*Task goal:* Copy each line of the material below that includes the string "screenshot".

*Records supplied:*
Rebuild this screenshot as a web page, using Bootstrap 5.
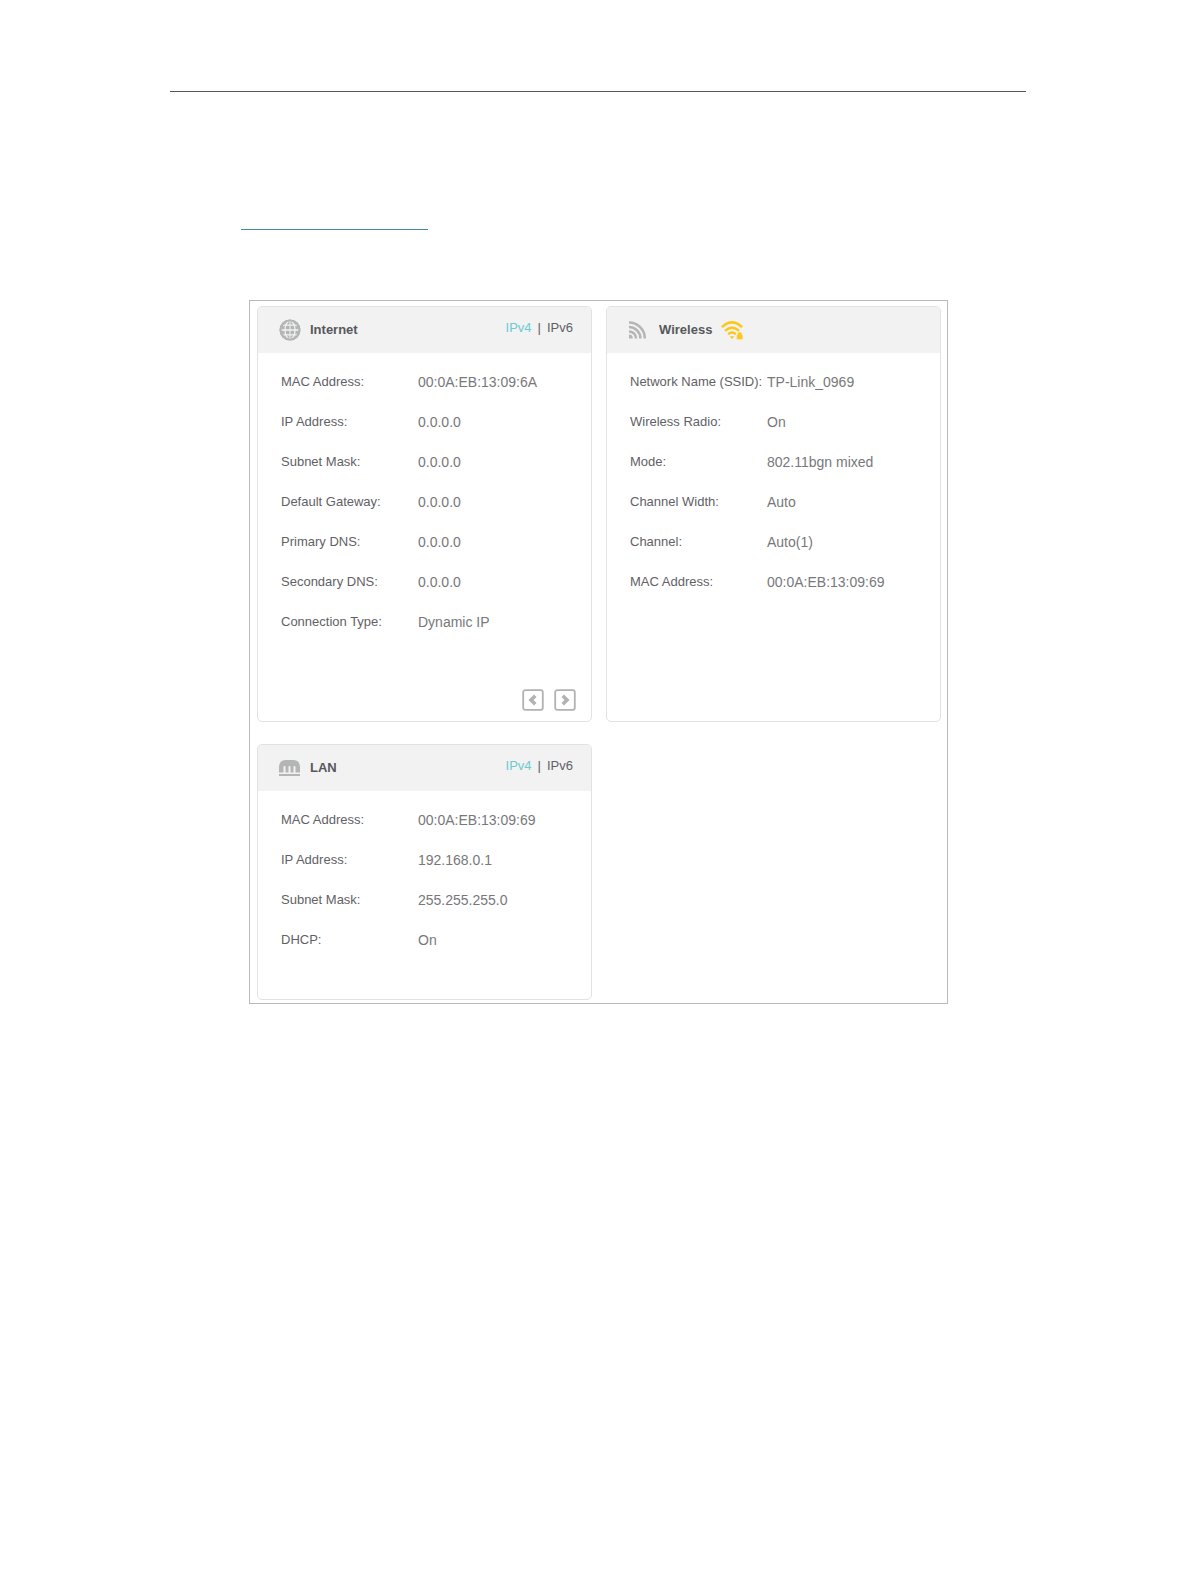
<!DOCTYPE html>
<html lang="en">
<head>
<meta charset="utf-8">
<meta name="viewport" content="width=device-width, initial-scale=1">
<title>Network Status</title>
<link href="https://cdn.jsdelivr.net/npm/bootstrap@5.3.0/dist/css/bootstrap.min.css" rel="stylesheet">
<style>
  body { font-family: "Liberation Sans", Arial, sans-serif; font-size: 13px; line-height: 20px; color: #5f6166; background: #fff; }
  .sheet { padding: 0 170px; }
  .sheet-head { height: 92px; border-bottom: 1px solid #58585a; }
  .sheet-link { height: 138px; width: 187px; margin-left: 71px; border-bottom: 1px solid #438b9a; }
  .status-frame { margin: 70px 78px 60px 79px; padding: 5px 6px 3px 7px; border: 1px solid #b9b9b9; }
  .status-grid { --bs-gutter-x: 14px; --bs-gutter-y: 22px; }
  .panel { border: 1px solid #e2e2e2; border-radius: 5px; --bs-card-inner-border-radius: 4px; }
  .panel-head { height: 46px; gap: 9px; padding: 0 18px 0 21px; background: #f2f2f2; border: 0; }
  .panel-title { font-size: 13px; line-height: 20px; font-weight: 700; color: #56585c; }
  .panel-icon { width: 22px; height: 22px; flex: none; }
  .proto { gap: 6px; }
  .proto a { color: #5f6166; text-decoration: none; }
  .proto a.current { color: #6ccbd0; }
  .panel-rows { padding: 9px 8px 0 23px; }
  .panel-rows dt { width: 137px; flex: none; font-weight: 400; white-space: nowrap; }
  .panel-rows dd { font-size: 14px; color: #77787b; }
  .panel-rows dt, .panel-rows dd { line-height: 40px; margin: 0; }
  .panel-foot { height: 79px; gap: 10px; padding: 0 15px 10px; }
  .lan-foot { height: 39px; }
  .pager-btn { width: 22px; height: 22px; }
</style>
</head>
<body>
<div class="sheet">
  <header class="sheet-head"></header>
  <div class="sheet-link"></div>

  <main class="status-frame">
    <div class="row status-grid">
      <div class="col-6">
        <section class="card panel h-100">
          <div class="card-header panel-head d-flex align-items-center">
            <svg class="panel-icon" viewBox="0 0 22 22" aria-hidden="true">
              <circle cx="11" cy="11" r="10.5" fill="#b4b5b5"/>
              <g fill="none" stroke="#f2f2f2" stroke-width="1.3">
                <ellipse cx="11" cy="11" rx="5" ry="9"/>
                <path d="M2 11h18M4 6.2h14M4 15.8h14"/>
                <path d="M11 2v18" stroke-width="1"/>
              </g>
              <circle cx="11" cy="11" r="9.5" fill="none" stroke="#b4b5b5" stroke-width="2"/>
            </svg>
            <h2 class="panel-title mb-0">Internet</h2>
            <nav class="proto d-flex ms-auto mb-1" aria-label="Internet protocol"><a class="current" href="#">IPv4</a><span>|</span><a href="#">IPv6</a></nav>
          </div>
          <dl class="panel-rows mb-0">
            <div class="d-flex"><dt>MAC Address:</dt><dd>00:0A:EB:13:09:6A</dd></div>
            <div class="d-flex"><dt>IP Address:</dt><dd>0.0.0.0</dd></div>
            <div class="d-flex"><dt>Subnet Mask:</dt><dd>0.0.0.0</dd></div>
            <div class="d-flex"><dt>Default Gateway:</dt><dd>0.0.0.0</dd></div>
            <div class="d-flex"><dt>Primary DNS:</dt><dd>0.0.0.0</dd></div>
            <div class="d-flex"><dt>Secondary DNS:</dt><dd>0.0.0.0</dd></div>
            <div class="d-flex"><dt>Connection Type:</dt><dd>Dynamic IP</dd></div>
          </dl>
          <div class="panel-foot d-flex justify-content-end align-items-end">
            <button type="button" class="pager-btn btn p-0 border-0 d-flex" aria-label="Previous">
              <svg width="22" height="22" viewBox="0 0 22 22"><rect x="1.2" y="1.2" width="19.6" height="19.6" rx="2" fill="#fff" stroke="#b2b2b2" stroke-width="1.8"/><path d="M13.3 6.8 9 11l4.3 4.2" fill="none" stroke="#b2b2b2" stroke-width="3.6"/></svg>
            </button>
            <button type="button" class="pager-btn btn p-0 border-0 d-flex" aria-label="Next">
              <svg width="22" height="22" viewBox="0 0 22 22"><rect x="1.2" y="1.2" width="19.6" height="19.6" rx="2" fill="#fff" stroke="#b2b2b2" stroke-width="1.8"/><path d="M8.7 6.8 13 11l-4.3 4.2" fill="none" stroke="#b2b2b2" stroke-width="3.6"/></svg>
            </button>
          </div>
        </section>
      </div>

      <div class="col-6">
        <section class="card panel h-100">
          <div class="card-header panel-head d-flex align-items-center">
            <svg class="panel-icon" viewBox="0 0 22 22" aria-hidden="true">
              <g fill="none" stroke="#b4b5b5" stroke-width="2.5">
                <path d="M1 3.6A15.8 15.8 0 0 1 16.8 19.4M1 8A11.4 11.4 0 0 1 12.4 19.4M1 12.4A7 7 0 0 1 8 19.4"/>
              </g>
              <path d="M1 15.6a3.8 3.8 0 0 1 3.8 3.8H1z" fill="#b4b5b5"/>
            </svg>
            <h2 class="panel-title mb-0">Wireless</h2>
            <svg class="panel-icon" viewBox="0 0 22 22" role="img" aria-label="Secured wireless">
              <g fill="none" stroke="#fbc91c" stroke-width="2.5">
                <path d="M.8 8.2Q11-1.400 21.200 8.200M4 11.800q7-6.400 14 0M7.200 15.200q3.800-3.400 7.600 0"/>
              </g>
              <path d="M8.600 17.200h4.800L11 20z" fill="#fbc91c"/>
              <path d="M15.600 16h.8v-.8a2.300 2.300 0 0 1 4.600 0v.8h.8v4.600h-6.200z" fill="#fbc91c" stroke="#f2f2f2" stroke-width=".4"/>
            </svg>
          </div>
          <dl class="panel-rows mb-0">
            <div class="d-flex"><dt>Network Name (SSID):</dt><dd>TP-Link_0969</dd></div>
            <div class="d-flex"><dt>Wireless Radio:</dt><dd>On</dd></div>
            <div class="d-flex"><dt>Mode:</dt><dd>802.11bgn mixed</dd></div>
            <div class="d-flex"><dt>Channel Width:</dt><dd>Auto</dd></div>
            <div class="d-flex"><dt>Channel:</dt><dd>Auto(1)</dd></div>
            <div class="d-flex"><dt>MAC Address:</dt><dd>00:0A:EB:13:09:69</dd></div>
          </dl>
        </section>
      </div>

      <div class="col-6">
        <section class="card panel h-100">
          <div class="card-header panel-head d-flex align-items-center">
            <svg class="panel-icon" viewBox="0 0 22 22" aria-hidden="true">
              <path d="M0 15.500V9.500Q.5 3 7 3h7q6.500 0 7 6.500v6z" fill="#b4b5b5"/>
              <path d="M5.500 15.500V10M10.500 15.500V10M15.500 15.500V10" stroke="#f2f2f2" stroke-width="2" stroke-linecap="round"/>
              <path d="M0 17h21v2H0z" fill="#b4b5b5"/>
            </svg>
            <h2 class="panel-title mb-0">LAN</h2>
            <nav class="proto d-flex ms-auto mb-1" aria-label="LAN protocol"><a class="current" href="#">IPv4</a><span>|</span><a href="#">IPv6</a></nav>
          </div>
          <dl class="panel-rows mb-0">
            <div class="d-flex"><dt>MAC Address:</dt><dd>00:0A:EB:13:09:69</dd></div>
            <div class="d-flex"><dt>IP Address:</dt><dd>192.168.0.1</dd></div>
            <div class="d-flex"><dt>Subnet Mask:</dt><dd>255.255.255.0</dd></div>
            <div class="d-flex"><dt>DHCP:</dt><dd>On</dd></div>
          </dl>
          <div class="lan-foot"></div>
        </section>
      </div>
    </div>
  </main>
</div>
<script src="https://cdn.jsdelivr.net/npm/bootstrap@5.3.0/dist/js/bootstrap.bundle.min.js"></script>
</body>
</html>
==
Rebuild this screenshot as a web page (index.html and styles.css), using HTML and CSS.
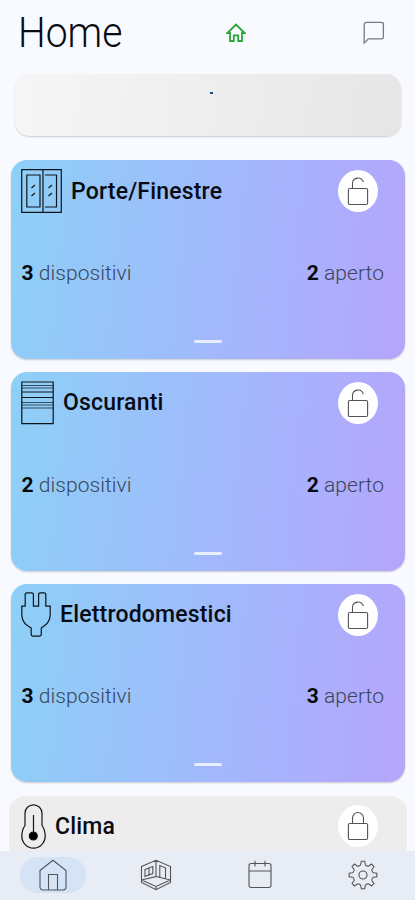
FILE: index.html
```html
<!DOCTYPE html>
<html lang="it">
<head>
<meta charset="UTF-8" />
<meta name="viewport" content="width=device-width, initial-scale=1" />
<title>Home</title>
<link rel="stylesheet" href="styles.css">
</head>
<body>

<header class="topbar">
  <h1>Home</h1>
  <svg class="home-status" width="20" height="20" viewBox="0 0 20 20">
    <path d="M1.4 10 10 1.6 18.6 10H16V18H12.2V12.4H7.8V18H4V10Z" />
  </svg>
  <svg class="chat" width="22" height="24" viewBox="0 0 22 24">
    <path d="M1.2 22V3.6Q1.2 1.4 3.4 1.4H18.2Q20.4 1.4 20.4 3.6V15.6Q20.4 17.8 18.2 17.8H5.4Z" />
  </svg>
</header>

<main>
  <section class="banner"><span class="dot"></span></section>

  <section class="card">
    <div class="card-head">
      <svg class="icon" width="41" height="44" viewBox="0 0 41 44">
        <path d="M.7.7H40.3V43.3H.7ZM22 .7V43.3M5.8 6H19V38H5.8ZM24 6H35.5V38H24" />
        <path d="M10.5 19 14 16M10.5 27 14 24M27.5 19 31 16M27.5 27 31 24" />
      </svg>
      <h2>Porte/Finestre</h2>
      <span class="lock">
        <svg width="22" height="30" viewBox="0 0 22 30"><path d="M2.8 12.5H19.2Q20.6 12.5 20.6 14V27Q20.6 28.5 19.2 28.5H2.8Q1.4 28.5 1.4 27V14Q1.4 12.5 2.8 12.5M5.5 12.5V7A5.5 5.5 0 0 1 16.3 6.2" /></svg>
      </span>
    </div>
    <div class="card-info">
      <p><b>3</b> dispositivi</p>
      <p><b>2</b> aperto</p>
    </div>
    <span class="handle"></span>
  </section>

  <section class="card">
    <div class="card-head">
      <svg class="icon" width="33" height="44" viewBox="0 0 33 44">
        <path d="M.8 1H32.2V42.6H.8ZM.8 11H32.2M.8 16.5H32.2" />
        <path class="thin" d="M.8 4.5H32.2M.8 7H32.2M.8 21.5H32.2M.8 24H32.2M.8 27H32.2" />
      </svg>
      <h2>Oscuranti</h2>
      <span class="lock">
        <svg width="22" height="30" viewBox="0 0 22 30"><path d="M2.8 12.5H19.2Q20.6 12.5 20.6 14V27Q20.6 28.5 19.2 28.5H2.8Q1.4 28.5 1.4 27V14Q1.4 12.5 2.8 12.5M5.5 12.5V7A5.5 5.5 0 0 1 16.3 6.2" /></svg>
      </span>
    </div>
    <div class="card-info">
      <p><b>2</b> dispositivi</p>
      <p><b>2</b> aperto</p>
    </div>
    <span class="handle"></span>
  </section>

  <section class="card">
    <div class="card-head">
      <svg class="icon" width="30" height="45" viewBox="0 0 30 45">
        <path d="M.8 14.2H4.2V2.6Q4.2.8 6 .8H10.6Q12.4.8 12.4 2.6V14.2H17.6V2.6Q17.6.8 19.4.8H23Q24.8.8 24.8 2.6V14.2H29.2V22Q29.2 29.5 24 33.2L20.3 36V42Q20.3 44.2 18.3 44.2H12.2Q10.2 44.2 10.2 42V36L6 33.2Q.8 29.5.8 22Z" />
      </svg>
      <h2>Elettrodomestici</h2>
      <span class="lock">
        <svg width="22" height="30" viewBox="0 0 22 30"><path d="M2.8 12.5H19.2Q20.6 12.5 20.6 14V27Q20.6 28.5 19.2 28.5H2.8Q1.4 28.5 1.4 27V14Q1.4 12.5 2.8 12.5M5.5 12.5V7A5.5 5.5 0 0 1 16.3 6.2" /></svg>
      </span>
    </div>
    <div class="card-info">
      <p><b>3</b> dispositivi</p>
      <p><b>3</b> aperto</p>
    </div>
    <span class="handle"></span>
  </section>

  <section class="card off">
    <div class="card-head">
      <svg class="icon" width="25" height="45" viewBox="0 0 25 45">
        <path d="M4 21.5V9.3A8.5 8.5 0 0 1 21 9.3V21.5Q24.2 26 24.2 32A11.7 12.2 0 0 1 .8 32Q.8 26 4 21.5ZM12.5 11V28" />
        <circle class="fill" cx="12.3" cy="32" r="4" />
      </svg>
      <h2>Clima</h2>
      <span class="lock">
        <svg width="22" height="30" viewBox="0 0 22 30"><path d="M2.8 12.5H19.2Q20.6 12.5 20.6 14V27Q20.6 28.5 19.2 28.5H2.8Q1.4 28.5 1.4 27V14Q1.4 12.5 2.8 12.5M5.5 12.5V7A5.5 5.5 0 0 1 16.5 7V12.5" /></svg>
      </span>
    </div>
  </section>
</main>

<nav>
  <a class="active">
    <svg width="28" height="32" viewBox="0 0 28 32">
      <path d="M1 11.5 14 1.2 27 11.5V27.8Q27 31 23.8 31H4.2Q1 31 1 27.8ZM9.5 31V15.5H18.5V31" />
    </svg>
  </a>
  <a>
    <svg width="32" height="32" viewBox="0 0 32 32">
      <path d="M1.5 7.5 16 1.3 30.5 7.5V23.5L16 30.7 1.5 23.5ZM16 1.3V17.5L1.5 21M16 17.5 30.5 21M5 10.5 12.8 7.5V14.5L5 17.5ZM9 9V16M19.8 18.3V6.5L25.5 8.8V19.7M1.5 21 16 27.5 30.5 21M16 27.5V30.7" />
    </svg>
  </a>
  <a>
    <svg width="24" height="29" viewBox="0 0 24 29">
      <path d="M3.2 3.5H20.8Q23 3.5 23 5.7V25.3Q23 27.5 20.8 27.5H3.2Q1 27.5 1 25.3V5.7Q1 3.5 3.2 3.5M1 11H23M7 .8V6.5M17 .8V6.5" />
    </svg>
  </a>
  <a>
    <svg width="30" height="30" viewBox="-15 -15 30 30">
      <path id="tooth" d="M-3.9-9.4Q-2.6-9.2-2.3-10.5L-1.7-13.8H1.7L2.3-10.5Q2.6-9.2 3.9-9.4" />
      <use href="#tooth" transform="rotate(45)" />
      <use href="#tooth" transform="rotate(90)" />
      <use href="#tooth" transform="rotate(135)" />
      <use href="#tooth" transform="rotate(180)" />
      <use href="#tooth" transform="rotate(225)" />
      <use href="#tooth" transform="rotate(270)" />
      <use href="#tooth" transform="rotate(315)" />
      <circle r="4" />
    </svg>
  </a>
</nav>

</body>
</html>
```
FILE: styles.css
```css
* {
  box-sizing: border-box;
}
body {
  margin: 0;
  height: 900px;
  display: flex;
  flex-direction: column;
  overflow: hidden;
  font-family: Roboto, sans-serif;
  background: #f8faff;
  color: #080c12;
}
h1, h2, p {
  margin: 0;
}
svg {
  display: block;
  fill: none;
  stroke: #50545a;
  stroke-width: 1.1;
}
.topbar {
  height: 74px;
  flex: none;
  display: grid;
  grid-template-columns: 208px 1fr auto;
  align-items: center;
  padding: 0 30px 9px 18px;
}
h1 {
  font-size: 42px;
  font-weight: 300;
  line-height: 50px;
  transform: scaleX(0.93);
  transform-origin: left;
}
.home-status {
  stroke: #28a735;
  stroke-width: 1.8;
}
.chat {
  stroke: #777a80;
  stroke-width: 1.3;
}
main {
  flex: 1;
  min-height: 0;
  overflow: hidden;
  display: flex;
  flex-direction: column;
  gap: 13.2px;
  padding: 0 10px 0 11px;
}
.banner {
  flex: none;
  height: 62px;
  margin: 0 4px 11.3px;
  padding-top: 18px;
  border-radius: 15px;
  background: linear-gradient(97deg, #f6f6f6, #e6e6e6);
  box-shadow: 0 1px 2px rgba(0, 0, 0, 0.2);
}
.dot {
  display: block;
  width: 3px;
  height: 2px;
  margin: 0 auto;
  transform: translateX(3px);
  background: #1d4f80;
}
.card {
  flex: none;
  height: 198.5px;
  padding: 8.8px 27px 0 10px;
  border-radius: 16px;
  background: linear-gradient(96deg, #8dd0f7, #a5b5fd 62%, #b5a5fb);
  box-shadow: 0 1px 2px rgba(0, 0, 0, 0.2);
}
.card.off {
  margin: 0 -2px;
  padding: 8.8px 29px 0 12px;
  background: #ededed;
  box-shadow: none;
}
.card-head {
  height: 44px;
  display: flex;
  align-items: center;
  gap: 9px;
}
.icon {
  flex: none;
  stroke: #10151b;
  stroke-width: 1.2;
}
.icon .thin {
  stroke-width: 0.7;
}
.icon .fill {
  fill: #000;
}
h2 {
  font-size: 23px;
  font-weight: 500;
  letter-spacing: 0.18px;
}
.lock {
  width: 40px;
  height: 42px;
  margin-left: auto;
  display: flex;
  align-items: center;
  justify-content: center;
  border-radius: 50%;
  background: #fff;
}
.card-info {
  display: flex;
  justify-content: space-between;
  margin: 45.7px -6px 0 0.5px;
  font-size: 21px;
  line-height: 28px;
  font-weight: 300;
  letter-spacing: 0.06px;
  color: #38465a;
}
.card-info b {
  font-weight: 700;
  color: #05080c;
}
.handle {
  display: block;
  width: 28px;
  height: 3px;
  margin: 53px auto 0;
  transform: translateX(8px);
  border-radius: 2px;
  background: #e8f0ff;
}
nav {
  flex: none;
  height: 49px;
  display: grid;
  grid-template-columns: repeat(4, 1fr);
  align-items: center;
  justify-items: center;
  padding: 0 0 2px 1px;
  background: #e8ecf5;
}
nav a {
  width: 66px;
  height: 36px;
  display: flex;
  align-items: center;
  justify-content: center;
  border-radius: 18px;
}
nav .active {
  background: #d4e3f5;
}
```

*Answer to this task:*
Rebuild this screenshot as a web page, using Bootstrap 5.
Rebuild this screenshot as a web page (index.html and styles.css), using HTML and CSS.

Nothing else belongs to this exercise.